I hated that painting. The one on the left wall. It was so cliché, and every time I passed it, I wanted it gone. A rage came up in the pit of my stomach as I imagined the oils of the painting smearing and melting as its canvas slowly peeled off from the frame corner by corner. The longer I stared at the awful painting, the more ways I invented to destroy it.
Matches could work.
A steak knife.
A hungry pit-bull.
I could even try throwing it so hard that it landed in the bowels of the arctic tundra and disappeared forever.
My hate grew stronger with every passing glance at the thing, but I could never tell anyone about it. That would ruin my dastardly plan to destroy it! I would be the only single person with known motive to murder the so-called work of art; I had to figure out its weakness, and then when it was least expecting it, make a surprise attack.

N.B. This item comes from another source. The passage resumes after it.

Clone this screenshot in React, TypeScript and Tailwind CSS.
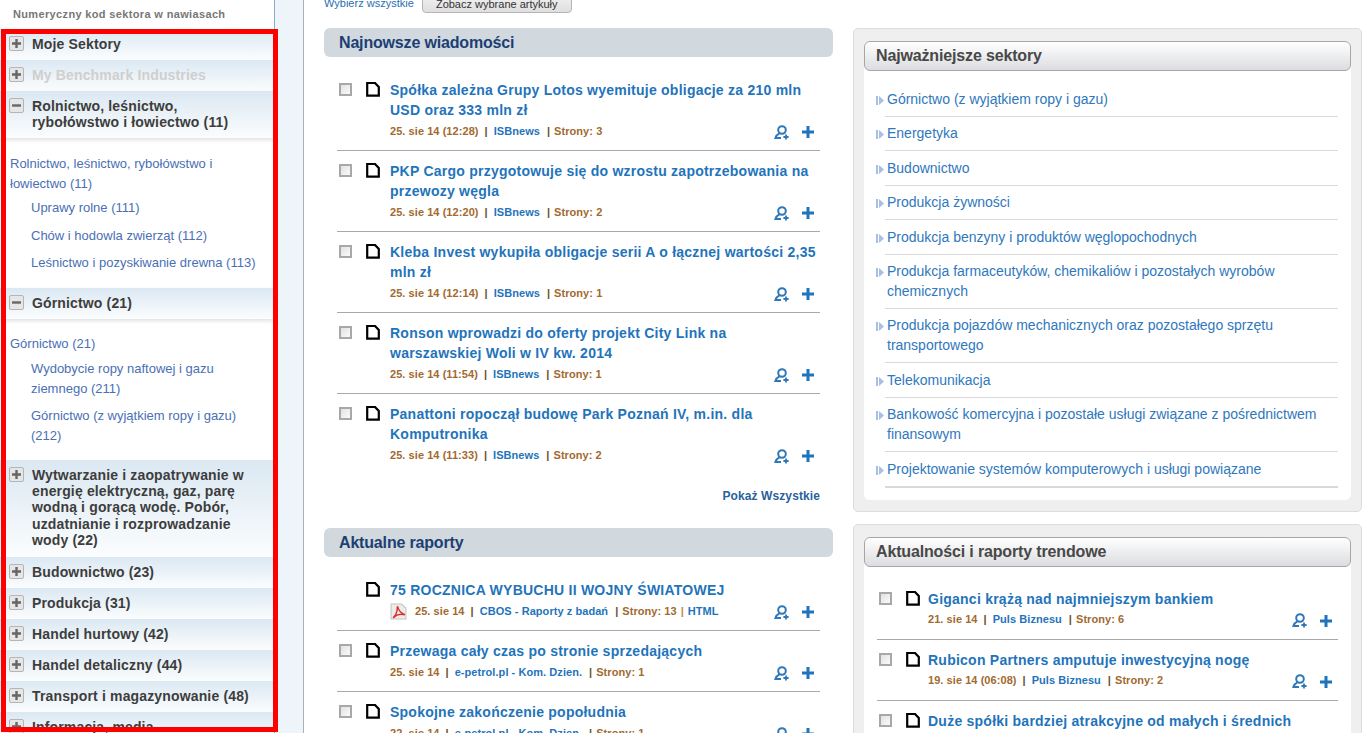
import React from "react";

const Doc = () => (
  <svg width="14" height="15" viewBox="0 0 14 15" className="shrink-0">
    <path d="M1.2 1H9L12.8 5V13.7H1.2Z" fill="#fff" stroke="#000" strokeWidth="2.2" />
  </svg>
);
const Box = () => (
  <span className="block w-[13px] h-[13px] shrink-0 border-2 border-[#a8a8a8] bg-gradient-to-br from-[#e2e2e2] to-[#fafafa]" />
);
const Actions = () => (
  <span className="flex items-center gap-[12px] pr-[6px] translate-y-[1px] shrink-0">
    <svg width="16" height="15" viewBox="0 0 16 15">
      <circle cx="8" cy="5" r="3.8" fill="none" stroke="#2f78b7" strokeWidth="2" />
      <path d="M5.4 8.4C3.4 9.4 2 10.8 1.4 13H7" fill="none" stroke="#2f78b7" strokeWidth="2" />
      <path d="M12 9.4V14.6M9.4 12H14.6" stroke="#2f78b7" strokeWidth="1.8" />
    </svg>
    <svg width="12" height="12" viewBox="0 0 12 12">
      <path d="M6 0V12M0 6H12" stroke="#1f74bb" strokeWidth="3" />
    </svg>
  </span>
);
const Pdf = () => (
  <svg width="17" height="17" viewBox="0 0 16 16" className="shrink-0 mr-[8px]">
    <path d="M1 1H11L15 5V15H1Z" fill="#ececec" stroke="#c4c4c4" />
    <path d="M7 3C7 7 6 11 3 14C6 11 10 10 14 11C11 10 8 7 7 3Z" fill="none" stroke="#d8322b" strokeWidth="1.4" />
  </svg>
);

const Toggle = ({ open }: { open?: boolean }) => (
  <span className="flex items-center justify-center w-[15px] h-[15px] shrink-0 rounded-[2px] border border-[#b5b5b5] bg-[#e6e6e6]">
    <svg width="9" height="9" viewBox="0 0 9 9">
      <path d={open ? "M0 4.5H9" : "M4.5 0V9M0 4.5H9"} stroke="#666" strokeWidth="2.4" />
    </svg>
  </span>
);

const Head = ({
  label,
  open,
  muted,
  h,
  shadow,
}: {
  label: string;
  open?: boolean;
  muted?: boolean;
  h: string;
  shadow?: boolean;
}) => (
  <div
    className={`flex gap-[8px] pl-[9px] pr-[8px] pt-[7px] bg-gradient-to-b from-[#dbe8f2] to-[#fbfdfe] ${h} ${
      shadow ? "shadow-[0_2px_4px_rgba(0,0,0,0.12)]" : ""
    }`}
  >
    <Toggle open={open} />
    <span
      className={`text-[14px] leading-[16.2px] font-bold tracking-[0.15px] ${
        muted ? "text-[#cfcfcf]" : "text-[#3d3d3d]"
      }`}
    >
      {label}
    </span>
  </div>
);

const SubTop = ({ children }: { children: React.ReactNode }) => (
  <div className="pl-[10px] pr-[20px] text-[13px] leading-[19.5px] text-[#4a6fb5]">{children}</div>
);
const Sub = ({ children, mb }: { children: React.ReactNode; mb: string }) => (
  <div className={`pl-[31px] pr-[12px] text-[13px] leading-[20px] text-[#4a6fb5] ${mb}`}>{children}</div>
);

type Item = {
  title: React.ReactNode;
  date: string;
  source: string;
  pages: string;
  noBox?: boolean;
  pdf?: boolean;
  html?: boolean;
};

const Row = ({ it, right, last }: { it: Item; right?: boolean; last?: boolean }) => (
  <div className={`flex pb-[8px] ${last ? "" : "border-b border-[#a9a9a9]"}`}>
    <div className={`flex shrink-0 pt-[2px] pl-[2px] ${right ? "w-[51px]" : "w-[53px]"}`}>
      <span className="w-[27px] pt-[1px] shrink-0">{!it.noBox && <Box />}</span>
      <Doc />
    </div>
    <div className="flex-1 min-w-0">
      <div className="text-[14px] leading-[20px] font-bold tracking-[0.24px] text-[#1f74bb]">{it.title}</div>
      <div className="flex items-center justify-between h-[22px]">
        <div className="flex items-center text-[11px] font-bold tracking-[0.06px]">
          {it.pdf && <Pdf />}
          <span className="text-[#a16a30]">{it.date}</span>
          <span className="mx-[6px] text-[#6b5030]">|</span>
          <span className="text-[#1f74bb]">{it.source}</span>
          <span className="ml-[7px] mr-[4px] text-[#6b5030]">|</span>
          <span className="text-[#a16a30]">{it.pages}</span>
          {it.html && (
            <>
              <span className="mx-[4px] text-[#c08a3c]">|</span>
              <span className="text-[#1f74bb]">HTML</span>
            </>
          )}
        </div>
        <Actions />
      </div>
    </div>
  </div>
);

const news: Item[] = [
  { title: "Spółka zależna Grupy Lotos wyemituje obligacje za 210 mln USD oraz 333 mln zł", date: "25. sie 14 (12:28)", source: "ISBnews", pages: "Strony: 3" },
  { title: "PKP Cargo przygotowuje się do wzrostu zapotrzebowania na przewozy węgla", date: "25. sie 14 (12:20)", source: "ISBnews", pages: "Strony: 2" },
  { title: "Kleba Invest wykupiła obligacje serii A o łącznej wartości 2,35 mln zł", date: "25. sie 14 (12:14)", source: "ISBnews", pages: "Strony: 1" },
  { title: "Ronson wprowadzi do oferty projekt City Link na warszawskiej Woli w IV kw. 2014", date: "25. sie 14 (11:54)", source: "ISBnews", pages: "Strony: 1" },
  { title: "Panattoni ropoczął budowę Park Poznań IV, m.in. dla Komputronika", date: "25. sie 14 (11:33)", source: "ISBnews", pages: "Strony: 2" },
];
const reports: Item[] = [
  { title: "75 ROCZNICA WYBUCHU II WOJNY ŚWIATOWEJ", date: "25. sie 14", source: "CBOS - Raporty z badań", pages: "Strony: 13", noBox: true, pdf: true, html: true },
  { title: "Przewaga cały czas po stronie sprzedających", date: "25. sie 14", source: "e-petrol.pl - Kom. Dzien.", pages: "Strony: 1" },
  { title: "Spokojne zakończenie popołudnia", date: "22. sie 14", source: "e-petrol.pl - Kom. Dzien.", pages: "Strony: 1" },
];
const trend: Item[] = [
  { title: "Giganci krążą nad najmniejszym bankiem", date: "21. sie 14", source: "Puls Biznesu", pages: "Strony: 6" },
  { title: "Rubicon Partners amputuje inwestycyjną nogę", date: "19. sie 14 (06:08)", source: "Puls Biznesu", pages: "Strony: 2" },
  { title: "Duże spółki bardziej atrakcyjne od małych i średnich", date: "19. sie 14", source: "Puls Biznesu", pages: "Strony: 2" },
];
const sectors = [
  "Górnictwo (z wyjątkiem ropy i gazu)",
  "Energetyka",
  "Budownictwo",
  "Produkcja żywności",
  "Produkcja benzyny i produktów węglopochodnych",
  "Produkcja farmaceutyków, chemikaliów i pozostałych wyrobów chemicznych",
  "Produkcja pojazdów mechanicznych oraz pozostałego sprzętu transportowego",
  "Telekomunikacja",
  "Bankowość komercyjna i pozostałe usługi związane z pośrednictwem finansowym",
  "Projektowanie systemów komputerowych i usługi powiązane",
];

const Bar = ({ children }: { children: React.ReactNode }) => (
  <div className="h-[29px] rounded-[6px] bg-[#d1d8de] pl-[15px] text-[16px] leading-[29px] font-bold tracking-[-0.17px] text-[#1c3f73]">
    {children}
  </div>
);
const PanelHead = ({ children }: { children: React.ReactNode }) => (
  <div className="h-[30px] rounded-[6px] border border-[#a6a6a6] bg-gradient-to-b from-[#ffffff] to-[#dcdde0] pl-[11px] text-[16px] leading-[27px] font-bold tracking-[-0.15px] text-[#484848]">
    {children}
  </div>
);

export default function App() {
  return (
    <div className="relative h-[733px] overflow-hidden flex bg-white font-['Liberation_Sans',Arial,sans-serif]">
      <aside className="w-[275px] shrink-0 h-full overflow-hidden border-r border-[#8fabd0] bg-white">
        <div className="h-[29px] pl-[13px] pt-[7px] text-[11px] leading-[14px] font-bold text-[#777] tracking-[0.35px]">
          Numeryczny kod sektora w nawiasach
        </div>
        <Head label="Moje Sektory" h="h-[31px]" />
        <Head label="My Benchmark Industries" muted h="h-[31px]" />
        <Head label="Rolnictwo, leśnictwo, rybołówstwo i łowiectwo (11)" open h="h-[47px]" shadow />
        <div className="h-[150px] pt-[16px]">
          <SubTop>Rolnictwo, leśnictwo, rybołówstwo i łowiectwo (11)</SubTop>
          <div className="pt-[5px]">
            <Sub mb="mb-[7.5px]">Uprawy rolne (111)</Sub>
            <Sub mb="mb-[7.5px]">Chów i hodowla zwierząt (112)</Sub>
            <Sub mb="">Leśnictwo i pozyskiwanie drewna (113)</Sub>
          </div>
        </div>
        <Head label="Górnictwo (21)" open h="h-[31px]" shadow />
        <div className="h-[141px] pt-[15px]">
          <SubTop>Górnictwo (21)</SubTop>
          <div className="pt-[5px]">
            <Sub mb="mb-[7px]">Wydobycie ropy naftowej i gazu ziemnego (211)</Sub>
            <Sub mb="">Górnictwo (z wyjątkiem ropy i gazu) (212)</Sub>
          </div>
        </div>
        <Head label="Wytwarzanie i zaopatrywanie w energię elektryczną, gaz, parę wodną i gorącą wodę. Pobór, uzdatnianie i rozprowadzanie wody (22)" h="h-[97px]" />
        <Head label="Budownictwo (23)" h="h-[31px]" />
        <Head label="Produkcja (31)" h="h-[31px]" />
        <Head label="Handel hurtowy (42)" h="h-[31px]" />
        <Head label="Handel detaliczny (44)" h="h-[31px]" />
        <Head label="Transport i magazynowanie (48)" h="h-[31px]" />
        <Head label="Informacja, media" h="h-[31px]" />
      </aside>
      <div className="w-[29px] shrink-0 h-full bg-[#eef5fa] border-r border-[#b0b0b0]" />
      <main className="flex-1 min-w-0 pl-[20px] pr-[7px] h-full overflow-hidden">
        <div className="flex items-end h-[13px] overflow-hidden mb-[15px]">
          <span className="text-[11px] leading-[13px] text-[#2a6fb0] mb-[3px] mr-[8px]">Wybierz wszystkie</span>
          <span className="w-[150px] h-[24px] shrink-0 rounded-[4px] border border-[#b5b5b5] bg-gradient-to-b from-[#f7f7f7] to-[#dfdfdf] text-center text-[11px] leading-[28px] text-[#333]">
            Zobacz wybrane artykuły
          </span>
        </div>
        <div className="flex gap-[20px]">
          <section className="w-[509px] shrink-0">
            <Bar>Najnowsze wiadomości</Bar>
            <div className="pl-[13px] pr-[13px] pt-[23px]">
              {news.map((n, i) => (
                <div key={i} className={i ? "pt-[10px]" : ""}>
                  <Row it={n} last={i === news.length - 1} />
                </div>
              ))}
              <div className="text-right text-[12px] leading-[14px] font-bold text-[#2b5f9e] pt-[15px] tracking-[0.1px]">
                Pokaż Wszystkie
              </div>
            </div>
            <div className="pt-[25px]">
              <Bar>Aktualne raporty</Bar>
            </div>
            <div className="pl-[13px] pr-[13px] pt-[23px]">
              {reports.map((n, i) => (
                <div key={i} className={i ? "pt-[10px]" : ""}>
                  <Row it={n} />
                </div>
              ))}
            </div>
          </section>
          <section className="flex-1 min-w-0">
            <div className="rounded-[5px] border border-[#dcdcdc] bg-[#efefef] px-[10px] pt-[12px] pb-[11px]">
              <div className="rounded-[6px] bg-white pb-[12px]">
                <PanelHead>Najważniejsze sektory</PanelHead>
                <ul className="pt-[18px] pr-[13px]">
                  {sectors.map((s, i) => (
                    <li
                      key={s}
                      className={`relative ml-[21px] pl-[2px] text-[14px] leading-[20px] text-[#2f78bd] pb-[7px] border-[#d9d9d9] ${
                        i === sectors.length - 1 ? "border-b-2" : "border-b mb-[6.4px]"
                      }`}
                    >
                      <svg width="8" height="9" viewBox="0 0 8 9" className="absolute left-[-9px] top-[7px]">
                        <path d="M0 0H2V9H0ZM3 0L8 4.5L3 9Z" fill="#a8bfe4" />
                      </svg>
                      {s}
                    </li>
                  ))}
                </ul>
              </div>
            </div>
            <div className="mt-[12px] rounded-[5px] border border-[#dcdcdc] bg-[#efefef] px-[10px] pt-[12px]">
              <div className="rounded-[6px] bg-white">
                <PanelHead>Aktualności i raporty trendowe</PanelHead>
                <div className="pl-[13px] pr-[13px] pt-[22px]">
                  {trend.map((n, i) => (
                    <div key={i} className={i ? "pt-[10px]" : ""}>
                      <Row it={n} right />
                    </div>
                  ))}
                </div>
              </div>
            </div>
          </section>
        </div>
      </main>
      <div className="absolute left-[1px] top-[29px] w-[277px] h-[703px] border-[5px] border-[#ff0000] pointer-events-none" />
    </div>
  );
}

Among all of this planning something occurred to me; why did I hate the stupid painting so much? It was the colors, the concept, the perspective…it was all just wrong. Totally wrong in my eyes.
But that’s when it hit me: both the idea and the backhoe I had not so intelligently left running without the brake. It was only wrong in my eyes. Who was I to critique a fifty year old painting when I knew nothing about art? (The medical bills from the backhoe accident also helped me come to this conclusion.)
So I just watched it hang there and occasionally gave it a glance. I just couldn’t bring myself to destroy it, so I returned the jackhammer to the construction site that had unknowingly let me borrow it, and I finally fed Sparky, my pit-bull. What if, by chance, some nutball found worth or beauty in the loathsome picture? It was just going to have to stay on the wall.